Problème : le simulateur a l’air très optimiste alors qu’il est mathématiquement correct. Beaucoup d’orthophonistes pensent effectuer 55 actes par semaine. Mais elles ne gagnent pas 46 368 € par an. Loin s’en faut. Elles tournent plutôt entre 30 et 35 000 € de bénéfice.

Pourtant j’ai été généreux avec le nombre de semaines de vacances : 8 semaines, c’est beaucoup.

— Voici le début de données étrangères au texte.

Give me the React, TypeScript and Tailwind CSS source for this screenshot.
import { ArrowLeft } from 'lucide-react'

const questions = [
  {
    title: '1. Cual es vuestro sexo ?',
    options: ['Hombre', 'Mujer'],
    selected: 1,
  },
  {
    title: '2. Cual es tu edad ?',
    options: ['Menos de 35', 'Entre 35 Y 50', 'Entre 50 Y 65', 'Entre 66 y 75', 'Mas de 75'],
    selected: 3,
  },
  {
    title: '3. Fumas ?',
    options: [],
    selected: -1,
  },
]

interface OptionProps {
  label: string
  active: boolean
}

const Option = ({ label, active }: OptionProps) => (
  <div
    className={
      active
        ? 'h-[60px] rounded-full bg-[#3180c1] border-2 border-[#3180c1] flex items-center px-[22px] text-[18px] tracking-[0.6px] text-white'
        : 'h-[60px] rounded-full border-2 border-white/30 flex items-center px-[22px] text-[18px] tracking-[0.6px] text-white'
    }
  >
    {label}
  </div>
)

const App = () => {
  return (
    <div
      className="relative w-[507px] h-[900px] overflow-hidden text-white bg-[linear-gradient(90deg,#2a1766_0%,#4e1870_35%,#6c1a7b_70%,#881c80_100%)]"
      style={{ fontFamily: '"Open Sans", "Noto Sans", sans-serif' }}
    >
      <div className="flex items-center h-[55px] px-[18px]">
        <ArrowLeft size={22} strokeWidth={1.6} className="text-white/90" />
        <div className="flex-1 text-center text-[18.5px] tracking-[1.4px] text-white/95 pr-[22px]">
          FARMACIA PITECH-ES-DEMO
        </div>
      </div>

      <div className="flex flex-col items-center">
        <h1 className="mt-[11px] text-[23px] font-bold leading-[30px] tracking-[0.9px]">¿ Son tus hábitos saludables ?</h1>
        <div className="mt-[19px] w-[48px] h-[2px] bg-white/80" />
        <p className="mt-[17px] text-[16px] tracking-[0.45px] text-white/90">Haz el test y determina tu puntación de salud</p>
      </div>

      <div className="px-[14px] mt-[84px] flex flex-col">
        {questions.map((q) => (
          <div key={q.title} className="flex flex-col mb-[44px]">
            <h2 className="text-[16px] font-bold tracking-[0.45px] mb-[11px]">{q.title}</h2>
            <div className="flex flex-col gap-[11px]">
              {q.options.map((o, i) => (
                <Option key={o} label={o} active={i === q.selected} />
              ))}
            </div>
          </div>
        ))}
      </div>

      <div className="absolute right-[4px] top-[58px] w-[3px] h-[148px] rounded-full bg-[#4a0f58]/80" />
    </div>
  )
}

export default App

Et même si on porte l’absentéisme à 10 %, ça ne colle pas.

Où est le bug ?

Prenons le problème autrement

Allons voir mon dernier relevé individuel d’activité (RIA), qui contient des statistiques sur l’ensemble des orthophonistes libéraux normands :

En 26 semaines, nous avons effectué en moyenne 861 actes. Si on y met 3 semaines de congés (février, Pâques, ponts de mai), on arrive à :
 
861 / (26-3) = 37 actes par semaine. EN MOYENNE !
 
Vu comme ça, nous travaillons très peu : une grosse 20aine d’heures par semaine. Et comme c’est une moyenne, beaucoup d’entre nous travaillent moins que ça.
 
Là aussi, il y a forcément un bug dans le raisonnement. Et pourtant mon tableau et le RIA sont irréfutables.

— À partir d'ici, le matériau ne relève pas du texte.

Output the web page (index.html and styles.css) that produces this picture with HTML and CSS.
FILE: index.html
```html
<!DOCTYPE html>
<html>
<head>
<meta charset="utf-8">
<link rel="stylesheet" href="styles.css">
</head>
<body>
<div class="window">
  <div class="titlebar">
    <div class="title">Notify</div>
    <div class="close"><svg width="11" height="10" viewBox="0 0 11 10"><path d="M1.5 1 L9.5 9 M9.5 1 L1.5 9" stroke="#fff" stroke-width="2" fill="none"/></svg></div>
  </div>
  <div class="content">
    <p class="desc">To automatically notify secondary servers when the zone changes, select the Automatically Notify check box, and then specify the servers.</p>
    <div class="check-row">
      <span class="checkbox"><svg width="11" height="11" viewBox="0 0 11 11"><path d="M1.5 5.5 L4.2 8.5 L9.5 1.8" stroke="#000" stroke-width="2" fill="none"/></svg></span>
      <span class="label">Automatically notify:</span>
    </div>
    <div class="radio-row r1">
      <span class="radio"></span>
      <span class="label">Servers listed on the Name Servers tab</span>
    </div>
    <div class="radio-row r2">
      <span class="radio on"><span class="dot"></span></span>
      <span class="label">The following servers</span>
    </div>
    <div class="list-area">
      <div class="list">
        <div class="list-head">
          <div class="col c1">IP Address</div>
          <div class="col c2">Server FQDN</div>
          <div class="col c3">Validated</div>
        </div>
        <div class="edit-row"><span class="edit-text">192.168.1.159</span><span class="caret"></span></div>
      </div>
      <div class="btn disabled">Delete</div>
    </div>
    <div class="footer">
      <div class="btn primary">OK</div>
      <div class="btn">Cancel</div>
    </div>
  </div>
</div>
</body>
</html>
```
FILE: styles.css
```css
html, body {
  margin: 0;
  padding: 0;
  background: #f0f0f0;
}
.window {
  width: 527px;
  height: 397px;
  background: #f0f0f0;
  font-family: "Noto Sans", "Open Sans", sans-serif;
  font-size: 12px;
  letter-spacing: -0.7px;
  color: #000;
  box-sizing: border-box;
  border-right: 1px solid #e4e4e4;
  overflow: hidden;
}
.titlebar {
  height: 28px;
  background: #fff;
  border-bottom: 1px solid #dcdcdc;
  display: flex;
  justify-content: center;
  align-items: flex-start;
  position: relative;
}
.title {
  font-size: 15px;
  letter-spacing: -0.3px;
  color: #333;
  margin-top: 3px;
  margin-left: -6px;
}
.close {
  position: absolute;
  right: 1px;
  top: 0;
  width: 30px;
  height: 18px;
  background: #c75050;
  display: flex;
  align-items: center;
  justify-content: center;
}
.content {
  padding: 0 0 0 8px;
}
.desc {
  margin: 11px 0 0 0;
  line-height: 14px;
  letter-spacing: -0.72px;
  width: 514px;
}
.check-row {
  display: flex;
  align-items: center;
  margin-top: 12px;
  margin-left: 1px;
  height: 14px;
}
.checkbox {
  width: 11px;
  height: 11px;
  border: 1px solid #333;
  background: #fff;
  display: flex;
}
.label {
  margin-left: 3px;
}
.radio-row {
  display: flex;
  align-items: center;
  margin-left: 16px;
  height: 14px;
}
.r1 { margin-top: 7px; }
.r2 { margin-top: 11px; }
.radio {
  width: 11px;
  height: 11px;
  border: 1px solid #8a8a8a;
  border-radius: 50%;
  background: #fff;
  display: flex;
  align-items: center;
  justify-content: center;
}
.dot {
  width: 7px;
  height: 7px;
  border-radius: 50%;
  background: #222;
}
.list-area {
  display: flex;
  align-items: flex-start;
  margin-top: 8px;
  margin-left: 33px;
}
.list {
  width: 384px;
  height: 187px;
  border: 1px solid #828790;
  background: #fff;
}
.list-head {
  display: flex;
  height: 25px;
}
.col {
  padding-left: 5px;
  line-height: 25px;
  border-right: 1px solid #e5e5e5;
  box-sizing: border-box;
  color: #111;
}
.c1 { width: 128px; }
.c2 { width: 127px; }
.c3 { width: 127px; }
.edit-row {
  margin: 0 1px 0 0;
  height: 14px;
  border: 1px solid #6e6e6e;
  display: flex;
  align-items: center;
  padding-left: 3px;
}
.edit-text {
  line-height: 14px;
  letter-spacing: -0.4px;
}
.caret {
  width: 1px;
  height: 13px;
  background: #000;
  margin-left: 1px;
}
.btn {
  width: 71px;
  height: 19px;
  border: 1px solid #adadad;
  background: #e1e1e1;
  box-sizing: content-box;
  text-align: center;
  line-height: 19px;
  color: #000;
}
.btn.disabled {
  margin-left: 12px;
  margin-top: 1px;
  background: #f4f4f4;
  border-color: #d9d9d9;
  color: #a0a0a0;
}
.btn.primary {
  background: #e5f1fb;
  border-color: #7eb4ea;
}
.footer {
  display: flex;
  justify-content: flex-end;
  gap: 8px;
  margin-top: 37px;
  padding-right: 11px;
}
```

Première explication : les vacances scolaires

Le RIA normand montre que 82 % de nos patients sont des mineurs de moins de seize ans. 
 
Enfonçons une porte ouverte : ces patients ont énormément de vacances. Certains partent chez un parent ou un grand-parent qui ne veut/peut pas les amener. D’autres partent en villégiature. Et puis il y a aussi ceux qui préfèrent ne pas venir « pour se reposer un peu ». Et ceux qui disent qu’ils viendront mais qui annulent au dernier moment (ou posent un lapin).
 
Les vacances scolaires font de l’orthophonie une sorte de métier saisonnier, comme la pharmacie dans un village de Savoie.

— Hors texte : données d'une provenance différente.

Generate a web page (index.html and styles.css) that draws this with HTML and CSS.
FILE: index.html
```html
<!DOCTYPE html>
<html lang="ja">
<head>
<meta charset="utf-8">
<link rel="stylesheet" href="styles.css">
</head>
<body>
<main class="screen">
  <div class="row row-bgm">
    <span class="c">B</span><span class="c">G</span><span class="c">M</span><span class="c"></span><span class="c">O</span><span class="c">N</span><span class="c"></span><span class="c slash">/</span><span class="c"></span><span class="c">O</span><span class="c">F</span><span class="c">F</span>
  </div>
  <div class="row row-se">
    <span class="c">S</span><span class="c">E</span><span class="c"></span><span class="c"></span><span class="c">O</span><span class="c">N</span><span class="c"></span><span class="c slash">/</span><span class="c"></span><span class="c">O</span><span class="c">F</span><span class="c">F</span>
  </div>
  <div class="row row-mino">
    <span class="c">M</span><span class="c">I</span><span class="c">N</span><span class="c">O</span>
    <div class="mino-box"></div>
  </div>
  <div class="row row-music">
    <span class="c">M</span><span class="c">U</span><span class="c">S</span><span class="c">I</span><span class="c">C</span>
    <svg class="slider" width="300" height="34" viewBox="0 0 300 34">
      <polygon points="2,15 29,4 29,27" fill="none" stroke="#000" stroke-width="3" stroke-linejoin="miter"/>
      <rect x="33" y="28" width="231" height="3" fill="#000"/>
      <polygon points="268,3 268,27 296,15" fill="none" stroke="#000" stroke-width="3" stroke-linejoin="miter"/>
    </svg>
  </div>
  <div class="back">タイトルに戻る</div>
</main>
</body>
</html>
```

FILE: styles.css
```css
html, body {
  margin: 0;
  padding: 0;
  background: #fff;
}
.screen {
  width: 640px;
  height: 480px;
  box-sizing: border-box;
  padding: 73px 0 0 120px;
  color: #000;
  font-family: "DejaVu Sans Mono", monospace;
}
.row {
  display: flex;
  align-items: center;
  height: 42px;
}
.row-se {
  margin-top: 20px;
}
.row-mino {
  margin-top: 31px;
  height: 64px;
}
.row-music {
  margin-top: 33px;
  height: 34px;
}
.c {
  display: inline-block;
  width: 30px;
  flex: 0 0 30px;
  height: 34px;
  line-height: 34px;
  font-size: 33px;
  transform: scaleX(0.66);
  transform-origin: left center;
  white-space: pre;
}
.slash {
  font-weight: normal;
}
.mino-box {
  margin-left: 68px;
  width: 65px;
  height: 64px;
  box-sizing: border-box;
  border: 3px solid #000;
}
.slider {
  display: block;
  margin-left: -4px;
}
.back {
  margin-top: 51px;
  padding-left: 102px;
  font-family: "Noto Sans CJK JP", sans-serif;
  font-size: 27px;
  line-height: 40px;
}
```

Seconde explication : le problème est quasi-permanent

Prenons les douze mois de l’année et regardons les raisons de ne pas aller chez l’orthophoniste :
  • Janvier : fin des vacances de Noël, épidémies, routes enneigées
  • Février : vacances, épidémies, routes enneigées
  • Mars : fin des vacances de la dernière zone
  • Avril : vacances
  • Mai : fin des vacances de la dernière zone, ponts
  • Juin : sorties scolaires
  • Juillet : vacances
  • Août : vacances
  • Septembre : temps de réorganisation de l’emploi du temps, entre le foot et l’équitation
  • Octobre : vacances
  • Novembre : fin des vacances, pont du 11, début des épidémies
  • Décembre : épidémies, vacances.

Et pendant tout ce temps, il y a les SMS de type « Timéo ne viendra pas parce qu’il a un rendez-vous » (le nôtre n’en est pas un).

 
Mars reste donc le seul mois où on voit le nombre de patients qu’on a prévu, sauf quand on est dans la dernière zone des vacances d’hiver.
 
Au final, nous travaillons beaucoup moins que ce que nous pensons.
 
Les semaines où tout le monde vient sont celles qui nous marquent parce qu’on y accumule la fatigue. Elles nous confortent souvent dans l’impression de ne pas pouvoir en faire plus.

Comment améliorer les choses ?

Quelques pistes :
  • Se fixer des objectifs annuels, pas hebdomadaires. Tenir un tableau Excel pour ça, puis comparer les années.
  • Mettre des séries de séances courtes et intenses sur les vacances scolaires.
  • Insécuriser les patients propriétaires de créneau horaire, qui disent à la fin juin « on se revoir à la rentrée », en leur disant qu’on verra ce qu’on pourra faire d’ici là parce que c’est tellement loin…
  • Ajouter dix ou quinze créneaux : quand je voyais 85 patients par semaine (hors vacances scolaires), j’en prévoyais 95.
  • 2 lapins = rééducation terminée
  • Plus difficile mais certains le font : moins de 7 rendez-vous effectués sur 10, même décommandés à l’avance = rééducation terminée.
  • Ne pas avoir de rééducations longues pour éviter l’essoufflement (bien compréhensible) de certaines familles. Privilégier des objectifs atteignables en quelques mois et arrêter systématiquement, quitte à revoir le patient plus tard.

Mais avant de suivre ces pistes, un constat lucide s’impose. Regardez donc votre RIA et divisez le nombre d’actes par le nombre de semaines ouvrées. Tout part de là.